Clause 48 [Duty to take account of responses to consultation and publicity]:

[Amendment No. 203 not moved.]

Clause 48 agreed to.

Clause 49 [Advice for potential applicants and others]:

Lord Dixon-Smith moved Amendment No. 204:

204: Clause 49, page 27, line 29, leave out “Commission may give advice” and insert “Secretary of State may by regulation make provisions about the giving of advice by an existing government body appointed for this purpose”

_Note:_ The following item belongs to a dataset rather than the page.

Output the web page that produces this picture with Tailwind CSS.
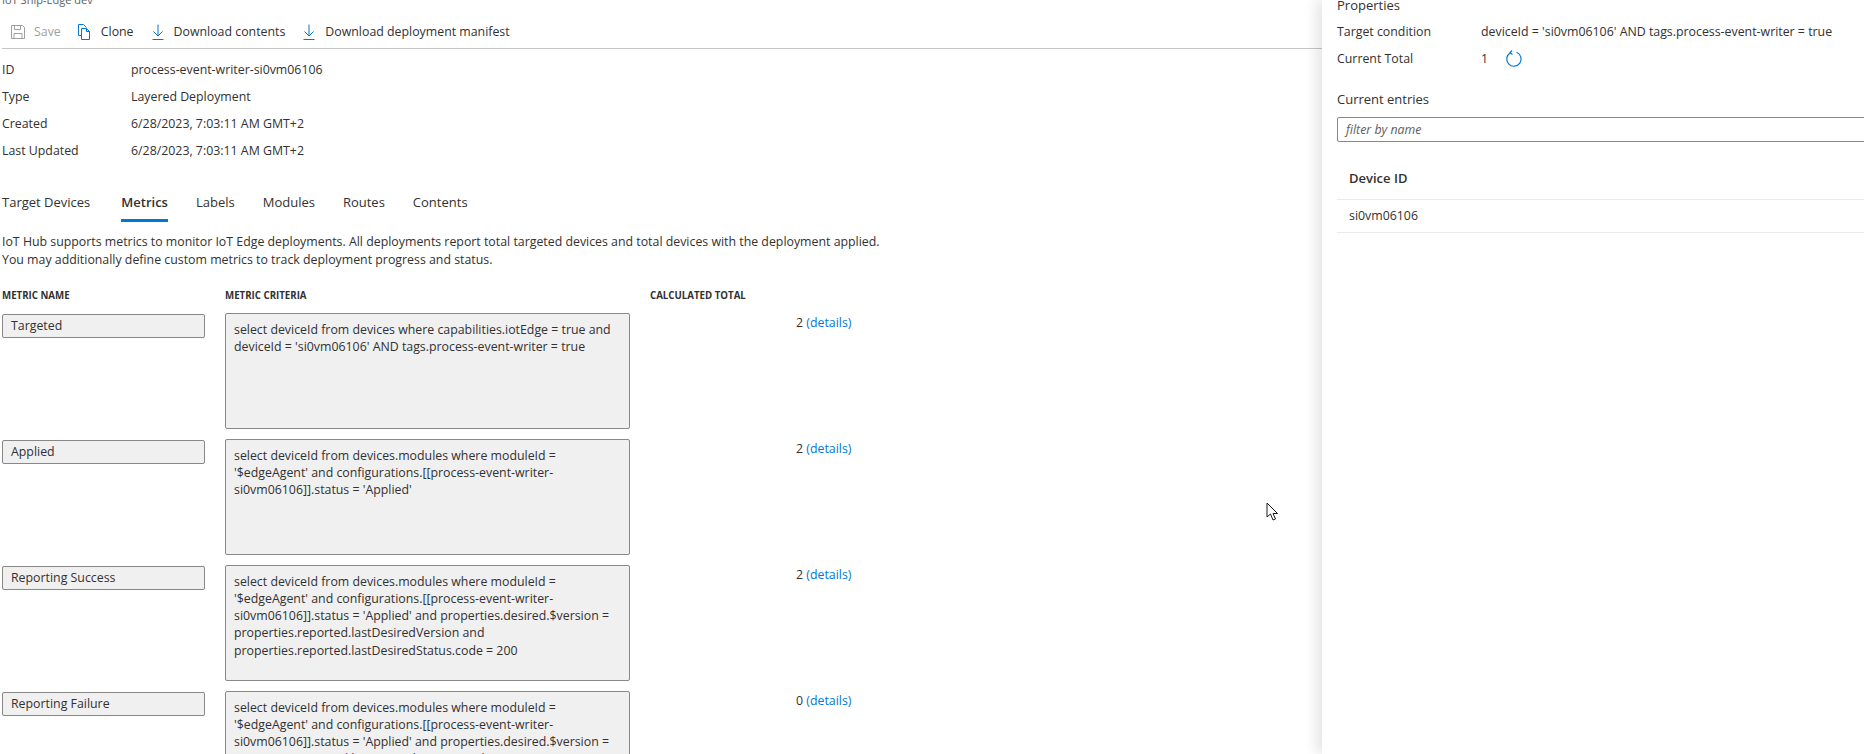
<!DOCTYPE html>
<html>
<head>
<meta charset="UTF-8">
<script src="https://cdn.jsdelivr.net/npm/@tailwindcss/browser@4"></script>
</head>
<body class="h-screen overflow-hidden bg-white text-[#323130] text-[12.35px] font-['Open_Sans','Noto_Sans',sans-serif]">
<div class="relative flex h-[754px] overflow-hidden">
  <!-- main blade -->
  <main class="w-[1322px] shrink-0">
    <div class="h-[12px] overflow-hidden pl-[2px] text-[11px] leading-[0px] text-[#605e5c]">IoT Ship-Edge dev</div>
    <!-- toolbar -->
    <div class="ml-[2px] flex h-[37px] items-center gap-[16px] border-b border-[#c8c6c4] pt-[5px]">
      <button class="flex items-center gap-[8px] pl-[8px] text-[#a19f9d]">
        <svg width="16" height="16" viewBox="0 0 16 16" fill="none" stroke="#a19f9d"><path d="M1.5 1.5h11l2 2v11h-13z"/><path d="M4.5 1.5v4h6v-4M4 14.5v-5h8v5"/></svg>
        Save
      </button>
      <button class="flex items-center gap-[8px]">
        <svg width="16" height="16" viewBox="0 0 16 16" fill="none" stroke="#0078d4"><path d="M1.5.5h5l3 3M1.5.5v11h3"/><path d="M4.5 4.5h5l3 3v8h-8zM9.5 4.5v3h3"/></svg>
        Clone
      </button>
      <button class="flex items-center gap-[8px]">
        <svg width="16" height="16" viewBox="0 0 16 16" fill="none" stroke="#0078d4"><path d="M8 .5v11M3.5 7.5 8 12l4.500-4.500M2.500 15.500h11"/></svg>
        Download contents
      </button>
      <button class="flex items-center gap-[8px]">
        <svg width="16" height="16" viewBox="0 0 16 16" fill="none" stroke="#0078d4"><path d="M8 .5v11M3.500 7.500 8 12l4.500-4.500M2.500 15.500h11"/></svg>
        Download deployment manifest
      </button>
    </div>

    <!-- essentials -->
    <dl class="mt-[7px] grid grid-cols-[129px_1fr] pl-[2px] leading-[27px]">
      <dt>ID</dt><dd>process-event-writer-si0vm06106</dd>
      <dt>Type</dt><dd>Layered Deployment</dd>
      <dt>Created</dt><dd>6/28/2023, 7:03:11 AM GMT+2</dd>
      <dt>Last Updated</dt><dd>6/28/2023, 7:03:11 AM GMT+2</dd>
    </dl>

    <!-- tabs -->
    <div class="mt-[29px] flex gap-[28px] pl-[2px] text-[13px]">
      <span class="mr-[3px] pb-[9px]">Target Devices</span>
      <span class="border-b-[3px] border-[#0078d4] pb-[6px] font-semibold">Metrics</span>
      <span>Labels</span>
      <span>Modules</span>
      <span>Routes</span>
      <span>Contents</span>
    </div>

    <p class="mt-[11px] pl-[2px] leading-[18px]">IoT Hub supports metrics to monitor IoT Edge deployments. All deployments report total targeted devices and total devices with the deployment applied.<br>You may additionally define custom metrics to track deployment progress and status.</p>

    <!-- metrics table -->
    <div class="mt-[20px] grid grid-cols-[223px_425px_1fr] pl-[2px] text-[9.7px] leading-[14px] font-bold">
      <div>METRIC NAME</div><div>METRIC CRITERIA</div><div>CALCULATED TOTAL</div>
    </div>
    <div class="mt-[10px] flex flex-col gap-[10px] pl-[2px]">
      <div class="grid grid-cols-[223px_405px_1fr]">
        <div class="mt-px h-[24px] w-[203px] rounded-[2px] border border-[#8a8886] bg-[#f0f0f0] pl-[8px] leading-[21px]">Targeted</div>
        <div class="h-[116px] rounded-[2px] border border-[#8a8886] bg-[#f0f0f0] px-[8px] pt-[7px] leading-[17.3px]">select deviceId from devices where capabilities.iotEdge = true and deviceId = 'si0vm06106' AND tags.process-event-writer = true</div>
        <div class="pl-[166px] pt-[1px]">2 <a class="text-[#0078d4]">(details)</a></div>
      </div>
      <div class="grid grid-cols-[223px_405px_1fr]">
        <div class="mt-px h-[24px] w-[203px] rounded-[2px] border border-[#8a8886] bg-[#f0f0f0] pl-[8px] leading-[21px]">Applied</div>
        <div class="h-[116px] rounded-[2px] border border-[#8a8886] bg-[#f0f0f0] px-[8px] pt-[7px] leading-[17.3px]">select deviceId from devices.modules where moduleId = '$edgeAgent' and configurations.[[process-event-writer-si0vm06106]].status = 'Applied'</div>
        <div class="pl-[166px] pt-[1px]">2 <a class="text-[#0078d4]">(details)</a></div>
      </div>
      <div class="grid grid-cols-[223px_405px_1fr]">
        <div class="mt-px h-[24px] w-[203px] rounded-[2px] border border-[#8a8886] bg-[#f0f0f0] pl-[8px] leading-[21px]">Reporting Success</div>
        <div class="h-[116px] rounded-[2px] border border-[#8a8886] bg-[#f0f0f0] px-[8px] pt-[7px] leading-[17.3px]">select deviceId from devices.modules where moduleId = '$edgeAgent' and configurations.[[process-event-writer-si0vm06106]].status = 'Applied' and properties.desired.$version = properties.reported.lastDesiredVersion and properties.reported.lastDesiredStatus.code = 200</div>
        <div class="pl-[166px] pt-[1px]">2 <a class="text-[#0078d4]">(details)</a></div>
      </div>
      <div class="grid grid-cols-[223px_405px_1fr]">
        <div class="mt-px h-[24px] w-[203px] rounded-[2px] border border-[#8a8886] bg-[#f0f0f0] pl-[8px] leading-[21px]">Reporting Failure</div>
        <div class="h-[116px] rounded-[2px] border border-[#8a8886] bg-[#f0f0f0] px-[8px] pt-[7px] leading-[17.3px]">select deviceId from devices.modules where moduleId = '$edgeAgent' and configurations.[[process-event-writer-si0vm06106]].status = 'Applied' and properties.desired.$version = properties.reported.lastDesiredVersion and properties.reported.lastDesiredStatus.code = 200</div>
        <div class="pl-[166px] pt-[1px]">0 <a class="text-[#0078d4]">(details)</a></div>
      </div>
    </div>
  </main>

  <!-- side panel -->
  <aside class="w-[542px] shrink-0 pl-[15px] shadow-[-6px_0_12px_rgba(0,0,0,0.1)]">
    <div class="-mt-[4px] text-[13px] leading-[18px]">Properties</div>
    <div class="mt-[4px] grid grid-cols-[144px_1fr] leading-[27px]">
      <div>Target condition</div><div>deviceId = 'si0vm06106' AND tags.process-event-writer = true</div>
      <div>Current Total</div>
      <div class="flex items-center gap-[17px]">1
        <svg width="18" height="18" viewBox="0 0 18 18" fill="none" stroke="#0078d4" stroke-width="1.200"><path d="M11.500 2.300A7.200 7.200 0 1 1 5.500 2.700"/><path d="M7 .5 5 2.800l2.500 1.800"/></svg>
      </div>
    </div>
    <div class="mt-[18px] text-[13px] leading-[18px]">Current entries</div>
    <div class="mt-[9px] h-[25px] w-[560px] rounded-[2px] border border-[#8a8886] pl-[8px] leading-[23px] text-[#605e5c] italic">filter by name</div>
    <div class="mt-[23px] flex h-[35px] items-start border-b border-[#edebe9] pl-[12px] text-[13px] leading-[26px] font-semibold">Device ID</div>
    <div class="flex h-[33px] items-center border-b border-[#edebe9] pl-[12px] pt-[1px]">si0vm06106</div>
  </aside>

  <!-- mouse pointer -->
  <svg class="absolute left-[1266px] top-[502px]" width="14" height="21" viewBox="0 0 14 21" fill="#fff" stroke="#1a1a1a"><path d="M1 1v14l3.500-3 2.500 6 2.500-1-2.500-5.500h4.500z"/></svg>
</div>
</body>
</html>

The noble Lord said: The Bill provides that the IPC should give advice to those who wish to submit a planning application to it on what the planning application should contain and the process by which the applicant should develop the final application. That, to me, is another one of these wretched cases of somebody acting as judge and jury in their own court. This group of amendments has one purpose solely: to give a third party—in this case the Secretary of State—the power to give the IPC guidance on exactly what advice it should or should not give.

I am well aware that there is one subsection that gives the Secretary of State power to intervene if it is thought necessary. We do think it is necessary and that the clause should be drafted slightly differently so that the Secretary of State advises the IPC on what it is to do and the IPC’s then passes that on. In that way, the advice is seen to be independent of the commission.